┌────────

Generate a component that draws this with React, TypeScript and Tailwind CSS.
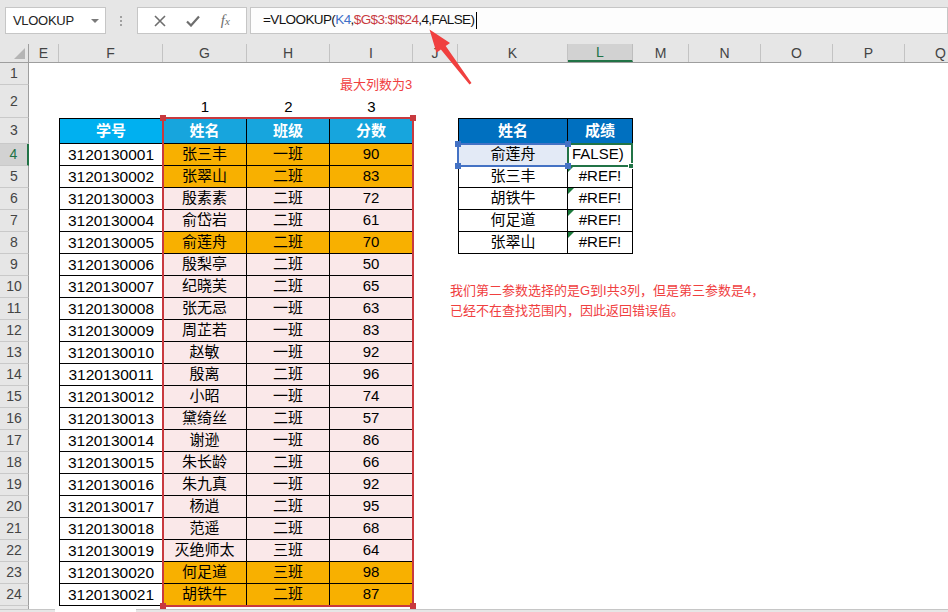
import React from "react";

const W: Record<string, string> = {
  E: "w-[30px]",
  F: "w-[104px]",
  G: "w-[84px]",
  H: "w-[83px]",
  I: "w-[83px]",
  J: "w-[45px]",
  K: "w-[110px]",
  L: "w-[65px]",
  M: "w-[56px]",
  N: "w-[72px]",
  O: "w-[72px]",
  P: "w-[72px]",
  Q: "w-[72px]",
};
const COLS = Object.keys(W);

type Student = [string, string, string, string, boolean];

const students: Student[] = [
  ["3120130001", "张三丰", "一班", "90", true],
  ["3120130002", "张翠山", "二班", "83", true],
  ["3120130003", "殷素素", "二班", "72", false],
  ["3120130004", "俞岱岩", "二班", "61", false],
  ["3120130005", "俞莲舟", "二班", "70", true],
  ["3120130006", "殷梨亭", "二班", "50", false],
  ["3120130007", "纪晓芙", "二班", "65", false],
  ["3120130008", "张无忌", "一班", "63", false],
  ["3120130009", "周芷若", "一班", "83", false],
  ["3120130010", "赵敏", "一班", "92", false],
  ["3120130011", "殷离", "二班", "96", false],
  ["3120130012", "小昭", "一班", "74", false],
  ["3120130013", "黛绮丝", "二班", "57", false],
  ["3120130014", "谢逊", "一班", "86", false],
  ["3120130015", "朱长龄", "二班", "66", false],
  ["3120130016", "朱九真", "一班", "92", false],
  ["3120130017", "杨逍", "二班", "95", false],
  ["3120130018", "范遥", "二班", "68", false],
  ["3120130019", "灭绝师太", "三班", "64", false],
  ["3120130020", "何足道", "三班", "98", true],
  ["3120130021", "胡铁牛", "二班", "87", true],
];

const lookup = [
  ["俞莲舟", "FALSE)"],
  ["张三丰", "#REF!"],
  ["胡铁牛", "#REF!"],
  ["何足道", "#REF!"],
  ["张翠山", "#REF!"],
];

function Cell({
  col,
  className = "",
  children,
}: {
  col: string;
  className?: string;
  children?: React.ReactNode;
}) {
  return (
    <div className={`${W[col]} shrink-0 flex items-center justify-center ${className}`}>
      {children}
    </div>
  );
}

function cellsFor(n: number): Record<string, React.ReactNode> {
  const out: Record<string, React.ReactNode> = {};
  if (n === 2) {
    out.G = <Cell key="G" col="G" className="items-end">1</Cell>;
    out.H = <Cell key="H" col="H" className="items-end">2</Cell>;
    out.I = <Cell key="I" col="I" className="items-end">3</Cell>;
  }
  if (n === 3) {
    out.F = (
      <Cell key="F" col="F" className="bg-[#00b0f0] border border-black text-white font-bold">
        学号
      </Cell>
    );
    ["G", "H", "I"].forEach((c, i) => {
      out[c] = (
        <Cell key={c} col={c} className="bg-[#17a5dd] border-y border-r border-black text-white font-bold">
          {["姓名", "班级", "分数"][i]}
        </Cell>
      );
    });
    out.K = (
      <Cell key="K" col="K" className="bg-[#0070c0] border border-black text-white font-bold">
        姓名
      </Cell>
    );
    out.L = (
      <Cell key="L" col="L" className="bg-[#0070c0] border-y border-r border-black text-white font-bold">
        成绩
      </Cell>
    );
  }
  if (n >= 4) {
    const s = students[n - 4];
    const fill = s[4] ? "bg-[#f8b000]" : "bg-[#fae8e9]";
    out.F = (
      <Cell key="F" col="F" className="bg-white border-x border-b border-black text-[15.5px]">
        {s[0]}
      </Cell>
    );
    ["G", "H", "I"].forEach((c, i) => {
      out[c] = (
        <Cell key={c} col={c} className={`${fill} border-r border-b border-black`}>
          {s[i + 1]}
        </Cell>
      );
    });
  }
  if (n >= 4 && n <= 8) {
    const l = lookup[n - 4];
    out.K = (
      <Cell
        key="K"
        col="K"
        className={`border-x border-b border-black ${n === 4 ? "bg-[#e3eaf6]" : "bg-white"}`}
      >
        {l[0]}
      </Cell>
    );
    out.L =
      n === 4 ? (
        <Cell key="L" col="L" className="border-r border-b border-black justify-start pl-[4px]">
          {l[1]}
        </Cell>
      ) : (
        <Cell key="L" col="L" className="relative border-r border-b border-black">
          <svg className="absolute left-0 top-0" width="6" height="6" viewBox="0 0 6 6">
            <path d="M0 0H6L0 6Z" fill="#1c7a3c" />
          </svg>
          {l[1]}
        </Cell>
      );
  }
  return out;
}

function SheetRow({ n }: { n: number }) {
  const h = n === 2 ? "h-[33px]" : n === 3 ? "h-[26px]" : "h-[22px]";
  const active = n === 4;
  const cells = cellsFor(n);
  return (
    <div className={`flex ${h}`}>
      <div
        className={`w-[29px] shrink-0 flex items-center justify-center text-[14px] border-b border-b-[#c9c9c9] ${
          active
            ? "bg-[#d2d2d2] text-[#217346] border-r-2 border-r-[#217346]"
            : "bg-[#e6e6e6] text-[#444] border-r border-r-[#9e9e9e]"
        }`}
      >
        {n}
      </div>
      {COLS.map((c) => cells[c] ?? <div key={c} className={`${W[c]} shrink-0`} />)}
    </div>
  );
}

function Corner({ className }: { className: string }) {
  return <div className={`absolute w-[6px] h-[6px] ${className}`} />;
}

export default function App() {
  const rows = Array.from({ length: 24 }, (_, i) => i + 1);
  return (
    <div className="relative w-[948px] h-[612px] overflow-hidden bg-white text-black text-[15px] font-['Liberation_Sans','Noto_Sans_CJK_SC',sans-serif]">
      {/* formula bar */}
      <div className="h-[44px] bg-[#e6e6e6] flex items-start pt-[7px]">
        <div className="ml-[5px] w-[101px] h-[27px] bg-white border border-[#c6c6c6] flex items-center pl-[7px] pr-[6px] text-[13px] tracking-[-0.3px] text-[#222]">
          <span className="flex-1">VLOOKUP</span>
          <svg width="8" height="4" viewBox="0 0 8 4">
            <path d="M0 0H8L4 4Z" fill="#7a7a7a" />
          </svg>
        </div>
        <div className="w-[31px] h-[27px] flex flex-col items-center justify-center gap-[2px] pr-[2px]">
          <div className="w-[2px] h-[2px] bg-[#a0a0a0]" />
          <div className="w-[2px] h-[2px] bg-[#a0a0a0]" />
          <div className="w-[2px] h-[2px] bg-[#a0a0a0]" />
        </div>
        <div className="w-[110px] h-[27px] bg-white border border-[#c6c6c6] flex items-center justify-around px-[6px]">
          <svg width="12" height="12" viewBox="0 0 12 12">
            <path d="M1 1L11 11M11 1L1 11" stroke="#6e6e6e" strokeWidth="1.6" />
          </svg>
          <svg width="14" height="12" viewBox="0 0 14 12">
            <path d="M1 6.5L5 10.5L13 1.5" stroke="#6e6e6e" strokeWidth="2.2" fill="none" />
          </svg>
          <span className="italic text-[#6e6e6e] font-['Liberation_Serif',serif] text-[15px] leading-none">
            f<span className="text-[11px]">x</span>
          </span>
        </div>
        <div className="ml-[3px] flex-1 h-[27px] bg-[#fdfdfd] border border-[#c6c6c6] flex items-center pl-[12px] text-[13.5px] tracking-[-0.6px] text-[#111]">
          <span>=VLOOKUP(</span>
          <span className="text-[#3f70c8]">K4</span>
          <span>,</span>
          <span className="text-[#c83a3f]">$G$3:$I$24</span>
          <span>,4,FALSE)</span>
          <span className="ml-[2px] w-px h-[17px] bg-black" />
        </div>
      </div>

      {/* column headers */}
      <div className="flex h-[19px] bg-[#e6e6e6] border-b border-[#9e9e9e] text-[14px] text-[#444]">
        <div className="w-[29px] shrink-0 border-r border-[#9e9e9e] relative">
          <svg className="absolute right-[3px] bottom-[3px]" width="11" height="11" viewBox="0 0 11 11">
            <path d="M11 0V11H0Z" fill="#b5b5b5" />
          </svg>
        </div>
        {COLS.map((c) =>
          c === "L" ? (
            <div
              key={c}
              className={`${W[c]} shrink-0 flex items-center justify-center bg-[#d2d2d2] text-[#217346] border-r border-r-[#bdbdbd] border-b-2 border-b-[#217346]`}
            >
              {c}
            </div>
          ) : (
            <div key={c} className={`${W[c]} shrink-0 flex items-center justify-center border-r border-[#c3c3c3]`}>
              {c}
            </div>
          )
        )}
      </div>

      {/* sheet body */}
      <div>
        {rows.map((n) => (
          <SheetRow key={n} n={n} />
        ))}
        <div className="flex h-[3px]">
          <div className="w-[29px] bg-[#e6e6e6] border-r border-[#9e9e9e]" />
        </div>
        <div className="flex h-[3px]">
          <div className="w-[55px] bg-[#e6e6e6] border-t border-[#c6c6c6]" />
          <div className="w-[81px] bg-white" />
          <div className="flex-1 bg-[#e6e6e6] border-t border-[#c6c6c6]" />
        </div>
      </div>

      {/* reference range G3:I24 */}
      <div className="absolute left-[162px] top-[117px] w-[252px] h-[490px] border-2 border-[#c83a3f]" />
      <Corner className="left-[160px] top-[115px] bg-[#c83a3f]" />
      <Corner className="left-[410px] top-[115px] bg-[#c83a3f]" />
      <Corner className="left-[160px] top-[603px] bg-[#c83a3f]" />
      <Corner className="left-[410px] top-[603px] bg-[#c83a3f]" />

      {/* reference K4 */}
      <div className="absolute left-[457px] top-[143px] w-[112px] h-[24px] border-2 border-[#4472c4]" />
      {/* active cell L4 */}
      <div className="absolute left-[567px] top-[143px] w-[66px] h-[24px] border-2 border-[#217346]" />
      <Corner className="left-[455px] top-[141px] bg-[#4472c4]" />
      <Corner className="left-[565px] top-[141px] bg-[#4472c4]" />
      <Corner className="left-[455px] top-[163px] bg-[#4472c4]" />
      <Corner className="left-[565px] top-[163px] bg-[#4472c4]" />
      <Corner className="left-[628px] top-[163px] bg-[#217346] border border-white" />

      {/* annotations */}
      <div className="absolute left-[340px] top-[76px] text-[13px] leading-[18px] text-[#f0403f]">最大列数为3</div>
      <div className="absolute left-[450px] top-[281px] text-[13px] leading-[20px] text-[#f0403f]">
        <div>我们第二参数选择的是G到I共3列，但是第三参数是4，</div>
        <div>已经不在查找范围内，因此返回错误值。</div>
      </div>
      <svg className="absolute left-0 top-0 pointer-events-none" width="948" height="612" viewBox="0 0 948 612">
        <path
          d="M429.5 29.5L450 43L445.7 45.9L471.5 83L469.5 84.5L440.9 49.5L436.5 52.8Z"
          fill="#f0403f"
        />
      </svg>
    </div>
  );
}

└────────

Find the word "React" and list each line it appears in.

Generate a component that draws this with React, TypeScript and Tailwind CSS.
import React from "react";
  children?: React.ReactNode;
function cellsFor(n: number): Record<string, React.ReactNode> {
  const out: Record<string, React.ReactNode> = {};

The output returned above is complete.